Data lines
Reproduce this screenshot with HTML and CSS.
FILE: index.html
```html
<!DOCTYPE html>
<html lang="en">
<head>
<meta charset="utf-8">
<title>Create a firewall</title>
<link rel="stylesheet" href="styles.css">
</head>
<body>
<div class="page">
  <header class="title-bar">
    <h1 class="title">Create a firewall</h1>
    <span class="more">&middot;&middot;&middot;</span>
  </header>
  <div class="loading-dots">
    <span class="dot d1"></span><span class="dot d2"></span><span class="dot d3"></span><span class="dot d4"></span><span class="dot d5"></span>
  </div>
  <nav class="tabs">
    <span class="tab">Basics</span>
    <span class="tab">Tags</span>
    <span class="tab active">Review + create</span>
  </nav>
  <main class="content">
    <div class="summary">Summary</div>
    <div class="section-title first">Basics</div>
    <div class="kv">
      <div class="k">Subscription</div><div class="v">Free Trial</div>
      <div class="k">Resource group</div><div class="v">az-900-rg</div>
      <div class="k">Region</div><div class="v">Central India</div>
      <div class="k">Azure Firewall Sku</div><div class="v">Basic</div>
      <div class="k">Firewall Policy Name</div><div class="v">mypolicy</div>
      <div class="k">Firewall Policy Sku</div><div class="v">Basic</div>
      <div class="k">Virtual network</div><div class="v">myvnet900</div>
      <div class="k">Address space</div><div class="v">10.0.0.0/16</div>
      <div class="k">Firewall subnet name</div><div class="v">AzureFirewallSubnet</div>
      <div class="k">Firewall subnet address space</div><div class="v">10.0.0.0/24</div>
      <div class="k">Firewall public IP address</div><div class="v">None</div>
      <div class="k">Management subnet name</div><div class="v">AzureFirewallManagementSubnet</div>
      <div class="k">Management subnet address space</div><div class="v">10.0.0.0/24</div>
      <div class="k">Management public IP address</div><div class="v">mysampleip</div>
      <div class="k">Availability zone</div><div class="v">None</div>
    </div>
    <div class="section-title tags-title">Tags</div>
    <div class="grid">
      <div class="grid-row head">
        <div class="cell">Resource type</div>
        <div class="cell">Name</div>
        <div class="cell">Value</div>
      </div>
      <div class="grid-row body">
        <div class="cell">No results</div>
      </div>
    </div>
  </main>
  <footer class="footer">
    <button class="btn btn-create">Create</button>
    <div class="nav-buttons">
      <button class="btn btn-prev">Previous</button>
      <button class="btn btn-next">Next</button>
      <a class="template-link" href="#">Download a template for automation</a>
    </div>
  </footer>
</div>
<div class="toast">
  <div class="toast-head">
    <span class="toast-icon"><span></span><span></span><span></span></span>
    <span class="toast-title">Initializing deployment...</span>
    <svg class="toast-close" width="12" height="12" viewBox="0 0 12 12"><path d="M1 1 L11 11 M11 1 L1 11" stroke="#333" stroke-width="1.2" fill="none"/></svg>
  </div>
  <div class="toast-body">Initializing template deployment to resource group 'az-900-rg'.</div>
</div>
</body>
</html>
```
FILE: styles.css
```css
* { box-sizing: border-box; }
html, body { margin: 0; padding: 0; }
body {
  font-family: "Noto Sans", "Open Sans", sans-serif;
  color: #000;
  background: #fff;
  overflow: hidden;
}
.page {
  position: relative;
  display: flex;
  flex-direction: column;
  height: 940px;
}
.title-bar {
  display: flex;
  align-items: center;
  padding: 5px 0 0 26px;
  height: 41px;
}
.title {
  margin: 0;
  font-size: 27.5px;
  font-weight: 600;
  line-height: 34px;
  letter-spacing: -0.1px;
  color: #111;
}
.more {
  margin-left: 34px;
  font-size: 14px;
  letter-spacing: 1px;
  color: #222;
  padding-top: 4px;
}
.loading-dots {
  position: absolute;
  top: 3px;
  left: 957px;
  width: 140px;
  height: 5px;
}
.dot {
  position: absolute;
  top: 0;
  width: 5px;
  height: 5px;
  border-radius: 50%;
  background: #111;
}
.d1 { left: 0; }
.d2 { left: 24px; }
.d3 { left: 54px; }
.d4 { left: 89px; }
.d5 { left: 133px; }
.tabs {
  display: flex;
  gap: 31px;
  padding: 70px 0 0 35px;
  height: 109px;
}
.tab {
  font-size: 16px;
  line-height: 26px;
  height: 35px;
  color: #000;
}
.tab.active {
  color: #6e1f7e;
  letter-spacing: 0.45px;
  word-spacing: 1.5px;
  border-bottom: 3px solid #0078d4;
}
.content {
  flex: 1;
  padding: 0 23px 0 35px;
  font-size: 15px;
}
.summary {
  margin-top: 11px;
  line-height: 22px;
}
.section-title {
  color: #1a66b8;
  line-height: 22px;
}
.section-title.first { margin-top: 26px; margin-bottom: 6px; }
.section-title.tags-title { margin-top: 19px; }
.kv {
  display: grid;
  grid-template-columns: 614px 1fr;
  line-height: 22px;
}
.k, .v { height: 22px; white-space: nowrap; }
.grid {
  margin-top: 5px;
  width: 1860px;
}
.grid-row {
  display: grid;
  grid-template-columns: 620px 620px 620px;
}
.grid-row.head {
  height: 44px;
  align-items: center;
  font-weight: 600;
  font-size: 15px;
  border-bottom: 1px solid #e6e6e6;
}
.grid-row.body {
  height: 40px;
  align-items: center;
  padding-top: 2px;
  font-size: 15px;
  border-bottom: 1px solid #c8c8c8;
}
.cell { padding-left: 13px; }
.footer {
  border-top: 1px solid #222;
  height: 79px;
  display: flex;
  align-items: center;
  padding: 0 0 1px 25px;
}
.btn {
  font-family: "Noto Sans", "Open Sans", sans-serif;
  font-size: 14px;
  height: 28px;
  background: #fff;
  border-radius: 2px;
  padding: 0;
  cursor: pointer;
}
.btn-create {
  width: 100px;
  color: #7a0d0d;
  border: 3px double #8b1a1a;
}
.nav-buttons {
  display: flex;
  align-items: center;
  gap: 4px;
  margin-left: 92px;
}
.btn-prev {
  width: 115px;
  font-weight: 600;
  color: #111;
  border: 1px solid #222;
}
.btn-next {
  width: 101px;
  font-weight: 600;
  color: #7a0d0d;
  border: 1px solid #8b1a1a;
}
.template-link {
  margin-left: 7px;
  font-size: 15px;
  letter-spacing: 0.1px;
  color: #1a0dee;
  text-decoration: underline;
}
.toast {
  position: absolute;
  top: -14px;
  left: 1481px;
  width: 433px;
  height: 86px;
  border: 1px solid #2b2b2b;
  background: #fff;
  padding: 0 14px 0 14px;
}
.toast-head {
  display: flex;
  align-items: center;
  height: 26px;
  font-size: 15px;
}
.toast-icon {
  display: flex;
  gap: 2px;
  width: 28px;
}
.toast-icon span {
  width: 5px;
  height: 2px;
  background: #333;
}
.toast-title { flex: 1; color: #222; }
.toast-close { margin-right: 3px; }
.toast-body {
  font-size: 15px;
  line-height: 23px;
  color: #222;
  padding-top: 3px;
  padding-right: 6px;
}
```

==

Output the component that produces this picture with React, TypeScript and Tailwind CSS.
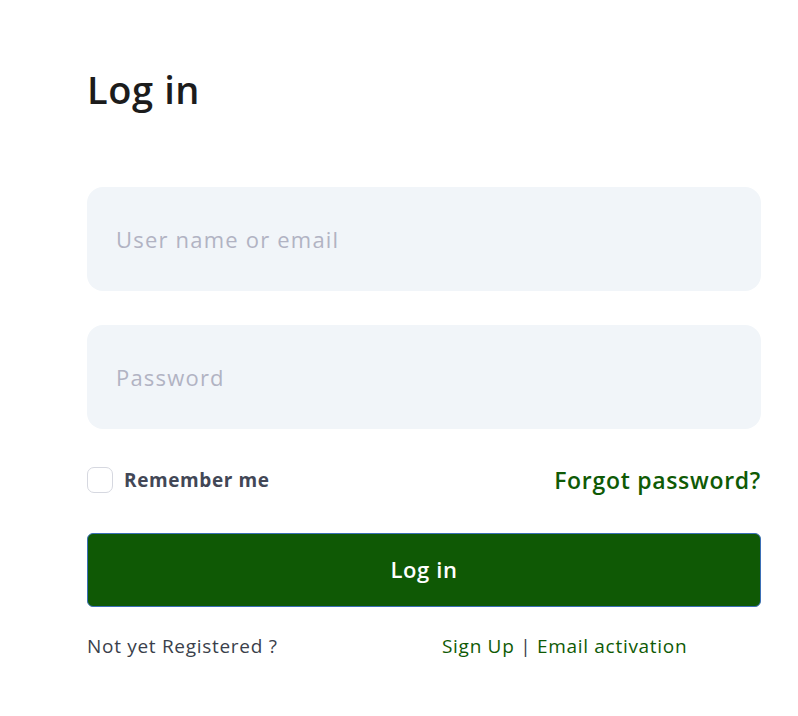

--

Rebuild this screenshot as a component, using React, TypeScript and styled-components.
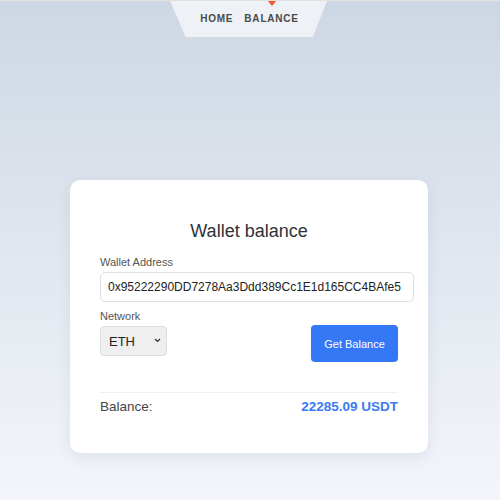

Job
Return a copy of every line that includes the word "TypeScript".

Task answer
Output the component that produces this picture with React, TypeScript and Tailwind CSS.
Rebuild this screenshot as a component, using React, TypeScript and styled-components.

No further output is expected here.